A new field of activity is likely to get under control of the European and national law. The corporate social responsibility (CSR), defined by every specialist as a voluntary, additional activity of an enterprise, will no longer be free to choose, as MEPs discuss a project of the new directive laying down on companies an obligation to report so–called non–financial information relating to e.g. environmental and social affairs. Companies will also be obliged to report their activities relating to respect for human rights and employee matters such as “diversity policy, including aspects concerning age, gender, geographical diversity”.
Every big enterprise will have to provide not only a description of its policies in these areas but also information of their effects. Why should it be understood as an obligation to carry out CSR? Firstly, MEPs warn that “a company that does not apply a specific policy in one or more of these areas will be required to explain why this is the case.” The whole text of the directive’s proposal assumes that it is not normal if a company does not have its CSR policy. Moreover, some MEPs, in their press interviews, hope that an obligation to report CSR will increase the number of companies which carry out these policies and will prevent the next economic crisis. Finally, someone could claim that reporting non–financial information is not the same as reporting the CSR, but the very beginning of the proposal leaves no doubt: the term “CSR” is strongly linked to the mentioned obligation, e.g. in the phrase “Non–financial transparency is therefore a key element of any CSR policy.”
Introduction of the new directive can be dangerous not only because of extending the state’s and EU’s powers onto a new area of people’s activity. It will be harmful for the CSR itself. When the directive comes into force, it is likely that enterprises will decide to begin their corporate responsibility policies only with the purpose of respecting the EU law. This will significantly reduce the quality of CSR, which will end up as an artificial activity undertaken to fulfill the EU obligation; all the more so because only 6 percent of big European companies (2.500 of 42.000) report CSR. It proves that the rest do not want to carry out CSR, or are not ready to do it. Moreover, even if 6 percent of big companies report CSR, imposing an obligation to report something voluntary is unreasonable.
The new obligation would also create additional bureaucracy. It is easy to imagine that in some companies these new departments devoted to tackling the non–financial reporting challenge will be created. Perhaps it is some hidden idea of EU officials how to reduce unemployment?
The bureaucracy problem turns out to be more crucial if we pay attention to the possibility of imposing the CSR reporting on small and medium enterprises, for which coping with additional bureaucracy would be more harmful than for big corporations. The idea of extending the CSR reporting obligation on SMEs is still alive, even among some members of European Parliament, not to mention some organizations related to ecology or fair trade. When such an obligation is imposed on big companies, it will pave the way for extending it on every enterprise. Then something unimaginable will happen: something strongly voluntary will be strictly controlled by law.

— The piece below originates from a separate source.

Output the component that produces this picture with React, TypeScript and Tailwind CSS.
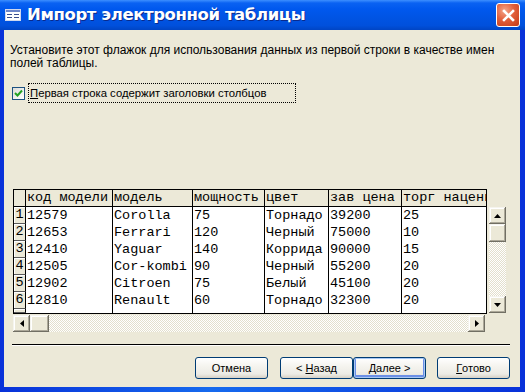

It is worth mentioning that CSR should not be regarded as an obligatory activity, as enterprises often refuse to carry out CSR policies because of their very poor profitability. There is no empirical evidence that helping poor schoolchildren and financing environment protection are necessary so that the business is profitable. These activities should not be defined as an inherent goal of a company because its objective is primarily to gain profit. Moreover, the obligation to employ the “diversity policy” is based on an unjust assumption that every lack of age, gender or geographical diversity among employees is a simple discrimination. Meanwhile, this diversity lack can be caused by employing people who have the most desired competences and qualifications.
The MEPs do not reveal any evidence that lack of CSR is one cause of the present economic crisis, but claim it willingly. Moreover, they present a magical way of thinking that imposing some activity by law is enough to build a universal acceptation for it and a common will to implement this law.
The European Parliament’s plenary voting on new CSR reporting regulations will be held in the spring of 2014. There is still hope that MEPs will become aware that their main task to avoid the next economic crisis is, firstly, to reduce regulations with the purpose of creating a true common market – and, secondly, more budgetary control that will prevent excessive deficits.